-- START --

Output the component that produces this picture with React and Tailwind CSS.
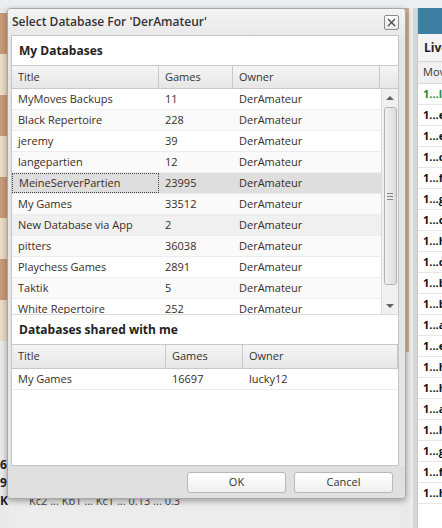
import React from "react";

const myDbs = [
    { title: "MyMoves Backups", games: "11", owner: "DerAmateur" },
    { title: "Black Repertoire", games: "228", owner: "DerAmateur" },
    { title: "jeremy", games: "39", owner: "DerAmateur" },
    { title: "langepartien", games: "12", owner: "DerAmateur" },
    { title: "MeineServerPartien", games: "23995", owner: "DerAmateur", selected: true },
    { title: "My Games", games: "33512", owner: "DerAmateur" },
    { title: "New Database via App", games: "2", owner: "DerAmateur", hover: true },
    { title: "pitters", games: "36038", owner: "DerAmateur" },
    { title: "Playchess Games", games: "2891", owner: "DerAmateur" },
    { title: "Taktik", games: "5", owner: "DerAmateur" },
    { title: "White Repertoire", games: "252", owner: "DerAmateur" },
];

const moves = ["l", "e", "e", "c", "f", "g", "c", "h", "c", "b", "b", "a", "e", "h", "h", "a", "h", "g", "f", "h"];

const boardSquares = [0, 1, 2, 3, 4, 5, 6, 7];

const HeaderCell = ({ children }) => (
    <div className="h-full flex items-center pl-[6px] border-r border-[#c8c8c8]">
        {children}
    </div>
);

const Background = () => (
    <div className="absolute inset-0 flex flex-col">
        <div className="h-[8px] bg-[#eceef1] shrink-0" />
        <div className="flex flex-1">
            {/* board edge */}
            <div className="w-[9px] flex flex-col bg-[#e9e9e9] overflow-hidden">
                <div className="h-[5px]" />
                {boardSquares.map((i) => (
                    <div
                        key={i}
                        className={`h-[41px] ${i % 2 === 0 ? "bg-[#c99a78]" : "bg-[#eddcc4]"}`}
                    />
                ))}
                <div className="flex-1 flex flex-col justify-end pb-[18px] text-[12px] leading-[18px] font-bold text-[#222]">
                    <span>6</span>
                    <span>9</span>
                    <span>K</span>
                </div>
            </div>
            <div className="flex-1 bg-[#ececec] flex flex-col justify-end pb-[20px] pl-[20px]">
                <div className="text-[11px] leading-[14px] text-[#444]">Kc2 ... Kb1 ... Kc1 ... 0.13 ... 0.3</div>
            </div>
            {/* wood strip */}
            <div className="w-[8px] flex flex-col bg-[#e9e9e9]">
                <div className="h-[344px] bg-[#cdb08f]" />
            </div>
            <div className="w-[4px] bg-[#ececec]" />
            <div className="w-[4px] bg-[#d6d6d6]" />
            {/* right panel */}
            <div className="w-[25px] bg-white flex flex-col border-l border-[#c8c8c8] overflow-hidden">
                <div className="h-[26px] bg-[#3d7fa2] shrink-0" />
                <div className="h-[28px] bg-[#f4f4f4] border-b border-[#d8d8d8] flex items-center pl-[6px] font-bold text-[12px] text-[#222] whitespace-nowrap">
                    Live
                </div>
                <div className="h-[22px] bg-[#f0f0f0] border-b border-[#d8d8d8] flex items-center pl-[5px] text-[11px] text-[#333] whitespace-nowrap">
                    Moves
                </div>
                {moves.map((m, i) => (
                    <div
                        key={i}
                        className={`h-[21px] shrink-0 border-b border-[#e6e6e6] flex items-center pl-[5px] text-[11px] font-bold whitespace-nowrap ${i === 0 ? "text-[#2e8b2e]" : "text-[#111]"}`}
                    >
                        1...{m}
                    </div>
                ))}
            </div>
        </div>
    </div>
);

const ScrollBar = () => (
    <div className="w-[17px] h-full bg-[#f0f0f0] border-l border-[#dcdcdc] flex flex-col items-center">
        <div className="h-[18px] flex items-center justify-center">
            <div className="w-0 h-0 border-l-[4px] border-r-[4px] border-b-[4px] border-l-transparent border-r-transparent border-b-[#606060]" />
        </div>
        <div className="w-[13px] h-[178px] rounded-[3px] border border-[#b4b4b4] bg-gradient-to-r from-[#f2f2f2] to-[#dcdcdc] flex flex-col items-center justify-center gap-[2px]">
            <div className="w-[6px] h-px bg-[#888]" />
            <div className="w-[6px] h-px bg-[#888]" />
            <div className="w-[6px] h-px bg-[#888]" />
        </div>
        <div className="flex-1 flex items-end justify-center pb-[6px]">
            <div className="w-0 h-0 border-l-[4px] border-r-[4px] border-t-[4px] border-l-transparent border-r-transparent border-t-[#606060]" />
        </div>
    </div>
);

const Dialog = () => (
    <div className="absolute left-[7px] top-[8px] w-[399px] h-[491px] rounded-[4px] border border-[#a8a8a8] bg-[#e6e6e6] shadow-[0_2px_6px_rgba(0,0,0,0.35)] flex flex-col overflow-hidden">
        {/* title bar */}
        <div className="h-[26px] shrink-0 bg-gradient-to-b from-[#f4f4f4] to-[#e9e9e9] flex items-center justify-between pl-[4px] pr-[6px]">
            <span className="text-[12px] font-semibold text-[#333]">Select Database For 'DerAmateur'</span>
            <div className="w-[15px] h-[15px] border border-[#8c8c8c] rounded-[2px] bg-gradient-to-b from-white to-[#e8e8e8] flex items-center justify-center">
                <svg width="9" height="9" viewBox="0 0 9 9">
                    <path d="M1 1 L8 8 M8 1 L1 8" stroke="#444" strokeWidth="1.2" />
                </svg>
            </div>
        </div>

        {/* content */}
        <div className="flex-1 ml-[3px] mr-[6px] bg-white border border-[#c4c4c4] flex flex-col min-h-0">
            <div className="h-[29px] shrink-0 flex items-center pl-[7px] text-[12px] font-bold text-[#222]">
                My Databases
            </div>
            {/* table 1 */}
            <div className="h-[249px] shrink-0 flex flex-col border-t border-[#c8c8c8]">
                <div className="h-[23px] shrink-0 grid grid-cols-[147px_74px_147px_1fr] bg-gradient-to-b from-[#f5f5f5] to-[#e6e6e6] border-b border-[#c8c8c8] text-[11px] text-[#333]">
                    <HeaderCell>Title</HeaderCell>
                    <HeaderCell>Games</HeaderCell>
                    <HeaderCell>Owner</HeaderCell>
                    <div />
                </div>
                <div className="flex-1 flex min-h-0">
                    <div className="flex-1 overflow-hidden">
                        {myDbs.map((r, i) => (
                            <div
                                key={r.title}
                                className={`h-[21px] grid grid-cols-[147px_74px_147px] border-b border-[#ececec] text-[11px] text-[#3a2d1c] ${
                                    r.selected ? "bg-[#dedede]" : r.hover ? "bg-[#f0f0f0]" : i % 2 === 1 ? "bg-[#fafafa]" : "bg-white"
                                }`}
                            >
                                <div className={`flex items-center pl-[6px] ${r.selected ? "border border-dotted border-[#444]" : ""}`}>{r.title}</div>
                                <div className="flex items-center pl-[6px]">{r.games}</div>
                                <div className="flex items-center pl-[6px]">{r.owner}</div>
                            </div>
                        ))}
                    </div>
                    <ScrollBar />
                </div>
            </div>

            <div className="h-[30px] shrink-0 flex items-center pl-[7px] text-[12px] font-bold text-[#222] border-t border-[#dcdcdc]">
                Databases shared with me
            </div>
            {/* table 2 */}
            <div className="flex-1 flex flex-col border-t border-[#c8c8c8]">
                <div className="h-[24px] shrink-0 grid grid-cols-[154px_77px_1fr] bg-gradient-to-b from-[#f5f5f5] to-[#e6e6e6] border-b border-[#c8c8c8] text-[11px] text-[#333]">
                    <HeaderCell>Title</HeaderCell>
                    <HeaderCell>Games</HeaderCell>
                    <HeaderCell>Owner</HeaderCell>
                </div>
                <div className="h-[21px] grid grid-cols-[154px_77px_1fr] border-b border-[#ececec] text-[11px] text-[#3a2d1c]">
                    <div className="flex items-center pl-[6px]">My Games</div>
                    <div className="flex items-center pl-[6px]">16697</div>
                    <div className="flex items-center pl-[6px]">lucky12</div>
                </div>
            </div>
        </div>

        {/* footer */}
        <div className="h-[32px] shrink-0 bg-[#e0e0e0] flex items-center justify-end gap-[8px] pr-[12px] pt-[1px]">
            <button className="w-[99px] h-[21px] rounded-[3px] border border-[#b8b8b8] bg-gradient-to-b from-white to-[#f0f0f0] text-[11px] text-[#333]">
                OK
            </button>
            <button className="w-[99px] h-[21px] rounded-[3px] border border-[#b8b8b8] bg-gradient-to-b from-white to-[#f0f0f0] text-[11px] text-[#333]">
                Cancel
            </button>
        </div>
    </div>
);

export default function App() {
    return (
        <div className="relative w-[442px] h-[528px] overflow-hidden bg-white font-['Open_Sans',sans-serif]">
            <Background />
            <Dialog />
        </div>
    );
}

-- END --

◆ **SET TASK**
Exactly as written, please give again the lines from the beginning of the listing through the line containing "import React from", inclusive, without any pictures.

◆ **WRITTEN SOLUTION**
Output the component that produces this picture with React and Tailwind CSS.
import React from "react";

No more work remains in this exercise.